It Is a Phone and a Bank

It Is a Phone and a Bank


“Is it a phone, is it a bank?”, asks The Economists in its report on the latest financial service to be offered by Kenya’s Safaricom — the telecommunications company behind M-Pesa — the hugely successful mobile transfer service. M-Shwari — as the new service is called — is a full-fledged bank account, which offers access to micro loans and it is all managed from the account holder’s mobile phone.


It seems to me that M-Shwari can justifiably lay claim to being the first true mobile banking service. All other products to which the term has been applied, in developed countries or elsewhere, have actually referred to mere additions to more traditional financial products. In fact, I’ve always had an issue with the prevailing definition of mobile banking. For example, the act of accessing your account through a phone to check your available balance is considered banking, whereas I think that it should be classified as information gathering. Similarly, receiving a text alert from your bank reminding you that you had scheduled a utility payment for tomorrow is not mobile banking; it is an e-calendar feature. The way I see it, banking — mobile or otherwise — has to do with managing money and moving it from one place to another. And that is precisely what M-Shwari does. Let’s take a look at the service.

What Is M-Shwari?


M-Shwari is a financial service offered by Safaricom to its 19 million Kenyan subscribers, almost 15 million of whom, The Economist reminds us, are already M-Pesa users. Safaricom describes M-Shwari as “a paperless banking service offered through M-Pesa” that enables users to:

  • Open and operate an M-Shwari bank account through their mobile phones, without the need to visit any bank to fill out bank account opening forms.
  • Move money in and out of their M-Shwari savings accounts to their M-Pesa accounts at no charge.
  • Earn interest on their savings balance. The savings interest rate depends on the deposited amount and varies from 2 percent for amounts of up to 10,000 Kenyan shillings (KSh) ($116.8) to 5 percent for amounts of more than 50,000 KSh ($584.1).
  • Get a micro credit and receive the loan instantly in their M-Pesa accounts. The minimum loan amount is 100 KSh ($1.2) and “the maximum amount is dependent on your loan amount limit”, Safaricom tells us. There is no interest on the loan, but there is a one-time “loan facilitation fee” of 7.5 percent of the borrowed amount. However, considering that loans are payable within 30 days, the set-up fee is not at all a trivial one.


All this is done through the user’s mobile phone. There are no minimum balance requirements and the regular M-Pesa transaction fees apply. The banking component of the service is managed by the Commercial Bank of Africa.

Off to a Fast Start


M-Shwari’s marketing “leans heavily on a rags-to-middle-class dream”, The Economist tells us, giving us the following example:

A television advertisement shows one of Kenya’s many penniless backstreet car mechanics toiling away under an old banger. He uses the service to save for a $60 box of tools and ends up with a garage equipped with computers and staff in overalls.

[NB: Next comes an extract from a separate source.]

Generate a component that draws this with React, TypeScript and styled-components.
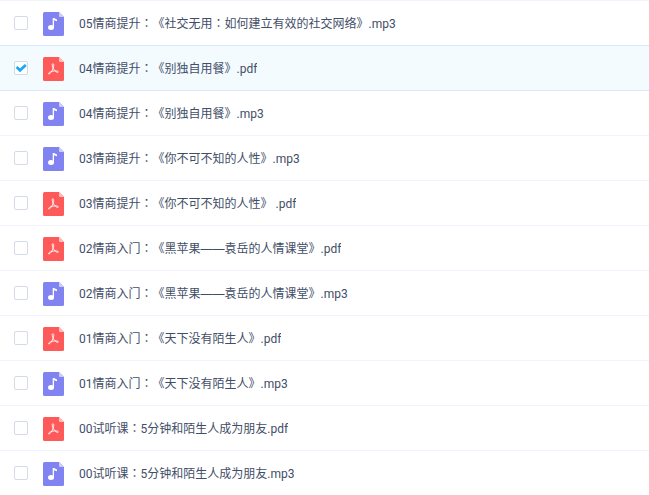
import React, { useState } from "react";
import styled, { createGlobalStyle } from "styled-components";

const GlobalStyle = createGlobalStyle`
  * { box-sizing: border-box; }
  body {
    margin: 0;
    background: #fff;
    color: #424e67;
    font-family: Roboto, "Noto Sans CJK SC", sans-serif;
    font-size: 12px;
    line-height: 18px;
    text-spacing-trim: space-all;
  }
`;

const FileList = styled.ul`
  margin: 0;
  padding: 0;
  list-style: none;
  border-top: 1px solid #f0f4fc;
`;

const FileRow = styled.li<{ $selected: boolean }>`
  height: 45px;
  background: ${(p) => (p.$selected ? "#f3fbff" : "#fff")};
  border-bottom: 1px solid ${(p) => (p.$selected ? "#d9e8fa" : "#f0f4fc")};

  &:has(+ [data-selected="true"]) {
    border-bottom-color: #d9e8fa;
  }
`;

const RowLabel = styled.label`
  display: flex;
  align-items: center;
  height: 100%;
  padding: 0 14px;
  cursor: pointer;
`;

const CheckField = styled.span`
  display: grid;
  flex: none;
  margin-right: 15px;

  > * {
    grid-area: 1 / 1;
  }
`;

const Checkbox = styled.input`
  appearance: none;
  width: 14px;
  height: 14px;
  margin: 0;
  border: 1px solid #d3dbe8;
  border-radius: 2px;
  background: #fff;
`;

const Tick = styled.svg`
  width: 14px;
  height: 14px;
  pointer-events: none;
`;

const Icon = styled.svg`
  flex: none;
  width: 21px;
  height: 26px;
  padding-top: 2px;
  margin-right: 15px;
`;

const FileName = styled.span`
  min-width: 0;
  padding-top: 2px;
  overflow: hidden;
  text-overflow: ellipsis;
  white-space: nowrap;
`;

const Punctuation = styled.span`
  font-family: "Liberation Sans", "Noto Sans CJK TC", sans-serif;
  line-height: 1;
`;

type Kind = "mp3" | "pdf";

function FileIcon({ kind }: { kind: Kind }) {
  const audio = kind === "mp3";
  return (
    <Icon viewBox="0 0 21 24" aria-hidden="true">
      <path
        d="M1.5 0H16L21 5V22.5Q21 24 19.5 24H1.5Q0 24 0 22.5V1.5Q0 0 1.5 0Z"
        fill={audio ? "#8183f1" : "#ff5a5a"}
      />
      <path d="M16 0L21 5H17Q16 5 16 4Z" fill={audio ? "#cdcefa" : "#ffbdbd"} />
      {audio ? (
        <>
          <ellipse cx="8" cy="15.4" rx="3" ry="2.5" fill="#fff" />
          <path d="M9.7 15.5V6H11L14 7.4V9.2L11 8.3V15.5Z" fill="#fff" />
        </>
      ) : (
        <path
          d="M9.6 6.8C11.1 6.5 10.9 9 10.2 11C9.2 13.7 7.2 17.2 5.8 16.9C4.6 16.4 6.8 14.8 9.2 14.3C11.9 13.7 15.4 13.8 15.4 15C14.9 16.4 11.7 14.2 10.4 11.6C9.5 9.8 8.6 7.1 9.6 6.8Z"
          fill="none"
          stroke="#fff"
          strokeWidth="0.9"
          strokeLinejoin="round"
        />
      )}
    </Icon>
  );
}

const COLON = "\uFF1A";

const files: { name: string; kind: Kind }[] = [
  { name: `05情商提升${COLON}《社交无用${COLON}如何建立有效的社交网络》`, kind: "mp3" },
  { name: `04情商提升${COLON}《别独自用餐》`, kind: "pdf" },
  { name: `04情商提升${COLON}《别独自用餐》`, kind: "mp3" },
  { name: `03情商提升${COLON}《你不可不知的人性》`, kind: "mp3" },
  { name: `03情商提升${COLON}《你不可不知的人性》 `, kind: "pdf" },
  { name: `02情商入门${COLON}《黑苹果——袁岳的人情课堂》`, kind: "pdf" },
  { name: `02情商入门${COLON}《黑苹果——袁岳的人情课堂》`, kind: "mp3" },
  { name: `01情商入门${COLON}《天下没有陌生人》`, kind: "pdf" },
  { name: `01情商入门${COLON}《天下没有陌生人》`, kind: "mp3" },
  { name: `00试听课${COLON}5分钟和陌生人成为朋友`, kind: "pdf" },
  { name: `00试听课${COLON}5分钟和陌生人成为朋友`, kind: "mp3" },
];

export default function App() {
  const [selected, setSelected] = useState<number[]>([1]);

  const toggle = (index: number) =>
    setSelected((current) =>
      current.includes(index) ? current.filter((i) => i !== index) : [...current, index]
    );

  return (
    <>
      <GlobalStyle />
      <FileList lang="zh-CN">
        {files.map((file, index) => {
          const checked = selected.includes(index);
          const parts = `${file.name}.${file.kind}`.split(/(\uFF1A|\u2014+)/);
          return (
            <FileRow key={index} $selected={checked} data-selected={checked}>
              <RowLabel>
                <CheckField>
                  <Checkbox type="checkbox" checked={checked} onChange={() => toggle(index)} />
                  {checked && (
                    <Tick viewBox="0 0 14 14" aria-hidden="true">
                      <path
                        d="M2.6 6.1L6 9.3L11.8 3.9"
                        fill="none"
                        stroke="#1aa8f8"
                        strokeWidth="2.7"
                      />
                    </Tick>
                  )}
                </CheckField>
                <FileIcon kind={file.kind} />
                <FileName>
                  {parts.map((part, i) =>
                    i % 2 ? (
                      <Punctuation key={i} lang="zh-TW">
                        {part}
                      </Punctuation>
                    ) : (
                      part
                    )
                  )}
                </FileName>
              </RowLabel>
            </FileRow>
          );
        })}
      </FileList>
    </>
  );
}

The same uplifting message is conveyed through M-Shwari’s official video:



Evidently, the message is resonating with Kenyans, 2.3m of whom have subscribed to M-Shwari in the service’s first four months and 900,000 of them have active accounts, according to The Economist. The newspaper tells us that total deposits to date amount to 4 billion KSh ($46.7 million) and one-third of the users have applied for small loans, averaging around $12 each. So total deposits have more than quadrupled from the end of last year when they stood at 970 million KSh ($11.3 million), according to data released by Safaricom and presented in the infographic below, while the average loan amount has slightly decreased from the $12.8 figure calculated back then.


Off to a Fast Start


As you can see in the infographic, the vast majority of M-Shwari borrowers are young Kenyans — about half of them are 30 or younger and about three-quarters are 35 or younger.

The Takeaway


The Economist cautions us that the vast majority of consumers living in “average Kenyan towns and villages” have still not embraced the service. The author cites a report, which has found that the median transaction amount in the studied group was just $1 and most of it was in paper money, adding that the “handful of mobile payments that showed up averaged $75.” Well, that may be so, but we should keep in mind that M-Shwari is still a new service and it will take time for it to spread across the country. But spreading rapidly it is, as exemplified by the quadrupling of the aggregate deposit amount in less than three months. So let’s give it some time.


It is the other issue raised in the article that I find more concerning — Safaricom has a monopoly over mobile financial services in Kenya and I think that calls for the carrier to open M-Shwari to other banks, in addition to the Commercial Bank of Africa, are reasonable. “Safaricom is admired abroad”, The Economist reminds us, but it is the admiration of its Kenyan users that the carrier should be concerned with the most. And letting the banks compete for customers on its platform should lead to lower borrowing fees — always a consumer favorite.